VHS levert met andere woorden een uitstekend debuut af dat het beste laat verhopen voor de toekomst, om het even of ze nu het hoofd boven water weten te houden in Seattle dan wel hun tenten in andere weiden dienen op te slaan.


donderdag 23 juni 2016

NOTS lost nummer uit nieuw album 'Cosmetic'

NOTS heeft een opvolger voor debuut 'We are NOTS' klaar, namelijk een 'Cosmetic' getitelde langspeler die vanaf 9 september in de rekken zal liggen. Een eerste voorproefje kan je hier beluisteren.


Op basis van eerder studiowerk mag de duur (ruim 7 min) van 'Entertain me' dan wel als een verrassing komen, wie het kwartet uit Memphis recentelijk nog live aan het werk zag weet dat de dames boven een hypnotizerende baslijn al eens psychedelisch uit kunnen wijden. Toch blijft een algeheel gevoel van to-the-pointe gebaldheid overheersen door de scherpe vocalen en het spitante drum- en gitaarwerk.


donderdag 9 juni 2016

Big Mountain County – 'Anachronicle': op en neer golvende psychedelische stoner

Als opvolger van debuut 'Breaking sound' komen de psychrockers van Big Mountain County al meteen met een live-album op de proppen. Inclusief enthousiaste publieksreacties en applaus werd een registratie van een optreden in thuisstad Rome zonder al teveel studiotechnische opsmuk op plaat gegooid waardoor de specifieke live-dynamiek helemaal tot zijn recht komt.


'Anachronicle' vat aan met een monotoon slepende, qua intensiteit op en neer golvende stonergroove waarboven – met toetsen in een sfeerscheppend ondersteunende rol – de gitaren een mix van psychedelische en shoegazy progressies neerleggen. Waar deze aanpak een aantal uitgesponnen nummers lang stand houdt, maakt de kadans iets over halverwege een merkelijke ommezwaai om via bluesy stompende garage ('Brain machine') en opzwepende barbandblues ('1945') uiteindelijk weer bij het beginpunt uit te komen voor uitsmijter 'What do you think?' waar nog een laatste keer alles uit de kast wordt gehaald.
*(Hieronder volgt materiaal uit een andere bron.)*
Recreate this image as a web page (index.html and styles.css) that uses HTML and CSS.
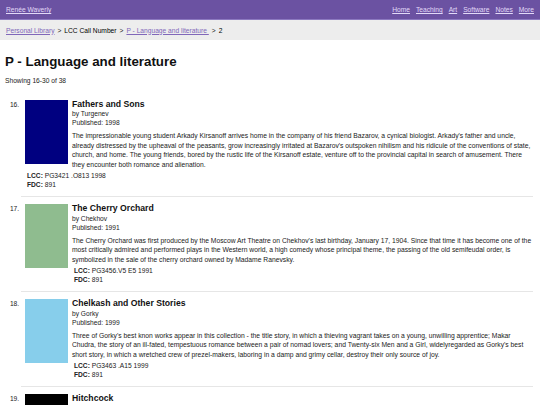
FILE: index.html
```html
<!DOCTYPE html>
<html lang="en">
<head>
    <meta charset="UTF-8">
    <meta name="viewport" content="width=device-width, initial-scale=1.0">
    <title>P - Language and literature | Renée Waverly</title>
    <link rel="stylesheet" href="styles.css">
</head>
<body>
    <header class="site-header">
        <a href="#" class="site-name">Renée Waverly</a>
        <nav class="site-nav">
            <a href="#">Home</a>
            <a href="#">Teaching</a>
            <a href="#">Art</a>
            <a href="#">Software</a>
            <a href="#">Notes</a>
            <a href="#">More</a>
        </nav>
    </header>
    <div class="crumbs">
        <a href="#">Personal Library</a>
        <span class="sep">&gt;</span>
        <span class="crumb-here">LCC Call Number</span>
        <span class="sep">&gt;</span>
        <a href="#">P - Language and literature&nbsp;</a>
        <span class="sep">&gt;</span>
        <span class="crumb-here">2</span>
    </div>
    <main class="container">
        <h1>P - Language and literature</h1>
        <p class="count">Showing 16-30 of 38</p>
        <ol class="books" start="16">
            <li class="book">
                <div class="cover" style="background-color: #000080;"></div>
                <h2 class="book-title">Fathers and Sons</h2>
                <div class="byline">by Turgenev</div>
                <div class="byline">Published: 1998</div>
                <p class="desc">The impressionable young student Arkady Kirsanoff arrives home in the company of his friend Bazarov, a cynical biologist. Arkady's father and uncle, already distressed by the upheaval of the peasants, grow increasingly irritated at Bazarov's outspoken nihilism and his ridicule of the conventions of state, church, and home. The young friends, bored by the rustic life of the Kirsanoff estate, venture off to the provincial capital in search of amusement. There they encounter both romance and alienation.</p>
                <div class="meta">
                    <div><b>LCC:</b> PG3421 .O813 1998</div>
                    <div><b>FDC:</b> 891</div>
                </div>
            </li>
            <li class="book">
                <div class="cover" style="background-color: #8fbc8f;"></div>
                <h2 class="book-title">The Cherry Orchard</h2>
                <div class="byline">by Chekhov</div>
                <div class="byline">Published: 1991</div>
                <p class="desc">The Cherry Orchard was first produced by the Moscow Art Theatre on Chekhov's last birthday, January 17, 1904. Since that time it has become one of the most critically admired and performed plays in the Western world, a high comedy whose principal theme, the passing of the old semifeudal order, is symbolized in the sale of the cherry orchard owned by Madame Ranevsky.</p>
                <div class="meta">
                    <div><b>LCC:</b> PG3456.V5 E5 1991</div>
                    <div><b>FDC:</b> 891</div>
                </div>
            </li>
            <li class="book">
                <div class="cover" style="background-color: #87ceeb;"></div>
                <h2 class="book-title">Chelkash and Other Stories</h2>
                <div class="byline">by Gorky</div>
                <div class="byline">Published: 1999</div>
                <p class="desc">Three of Gorky's best knon works appear in this collection - the title story, in which a thieving vagrant takes on a young, unwilling apprentice; Makar Chudra, the story of an ill-fated, tempestuous romance between a pair of nomad lovers; and Twenty-six Men and a Girl, widelyregarded as Gorky's best short story, in which a wretched crew of prezel-makers, laboring in a damp and grimy cellar, destroy their only source of joy.</p>
                <div class="meta">
                    <div><b>LCC:</b> PG3463 .A15 1999</div>
                    <div><b>FDC:</b> 891</div>
                </div>
            </li>
            <li class="book">
                <div class="cover" style="background-color: #000000;"></div>
                <h2 class="book-title">Hitchcock</h2>
                <div class="byline">by Truffaut</div>
                <div class="byline">Published: 1985</div>
                <p class="desc">Based on more than fifty hours of interviews, this is a film-by-film conversation between two great directors about the art and craft of making movies.</p>
                <div class="meta">
                    <div><b>LCC:</b> PN1998.A3 H5 1985</div>
                    <div><b>FDC:</b> 791</div>
                </div>
            </li>
        </ol>
    </main>
</body>
</html>
```

FILE: styles.css
```css
body {
    margin: 0;
    font-family: "Liberation Sans", Arial, sans-serif;
    font-size: 6.67px;
    color: #222;
}
.site-header {
    background-color: #6b52a2;
    height: 19px;
    border-bottom: 1px solid #8c79c0;
    padding: 0 6px;
    display: flex;
    align-items: center;
    justify-content: space-between;
}
.site-header a {
    color: #e2d9f8;
}
.site-nav {
    display: flex;
    gap: 6px;
}
.crumbs {
    background-color: #ededed;
    height: 20px;
    padding: 0 6px;
    display: flex;
    align-items: center;
    gap: 3px;
}
.crumbs a {
    color: #8067b9;
}
.crumb-here {
    color: #000;
}
.container {
    padding: 0 7px 0 5px;
}
h1 {
    font-size: 13.33px;
    line-height: 15.3px;
    margin: 14.4px 0 0;
    color: #111;
}
.count {
    margin: 6.6px 0 0;
    line-height: 9.3px;
}
.books {
    margin: 6px 0 0;
    padding-left: 16px;
}
.book {
    padding: 7.5px 0 6px 4px;
    border-bottom: 1px solid #e6e6e6;
}
.book:first-child {
    padding-top: 8px;
}
.book::after {
    content: "";
    display: table;
    clear: both;
}
.cover {
    float: left;
    width: 42.67px;
    height: 64px;
    margin: 0 4.33px 4px 0;
}
.book-title {
    font-size: 8.67px;
    line-height: 9.5px;
    margin: 0;
    color: #111;
}
.byline {
    line-height: 9px;
}
.desc {
    margin: 4px 0 0;
    font-size: 6.75px;
    line-height: 9.5px;
}
/* call numbers sit in their own box, so they stay beside a tall cover */
.meta {
    display: flow-root;
    padding: 1.5px 0 0 2px;
    line-height: 9.5px;
}
```
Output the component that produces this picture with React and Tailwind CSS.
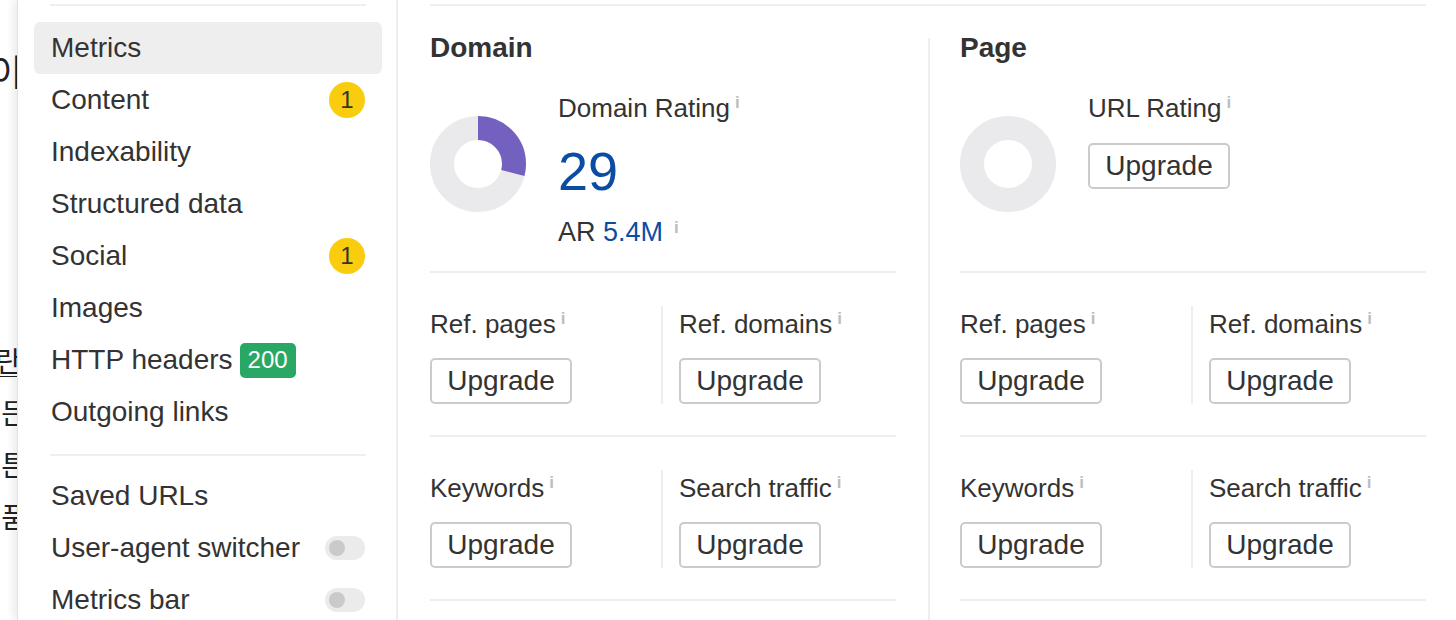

Het speltechnisch vaardige viertal is enorm goed op elkaar ingespeeld en weet zich als een geoliede machine organisch door de soms grillige bochten van de dikwijls complex gestructureerde songs te manoeuvreren. Met zijn krachtige vocalen zorgt frontman Alessandro Montemagno als finale afwerking voor een expressieve performance waarbij hij zich vaagweg laat inspireren door het theatrale van Screaming Jay Hawkins.

Op deze manier is 'Anachronicle een heel eerlijke plaat die alleszins bewijst dat Big Mountain County er live helemaal staat.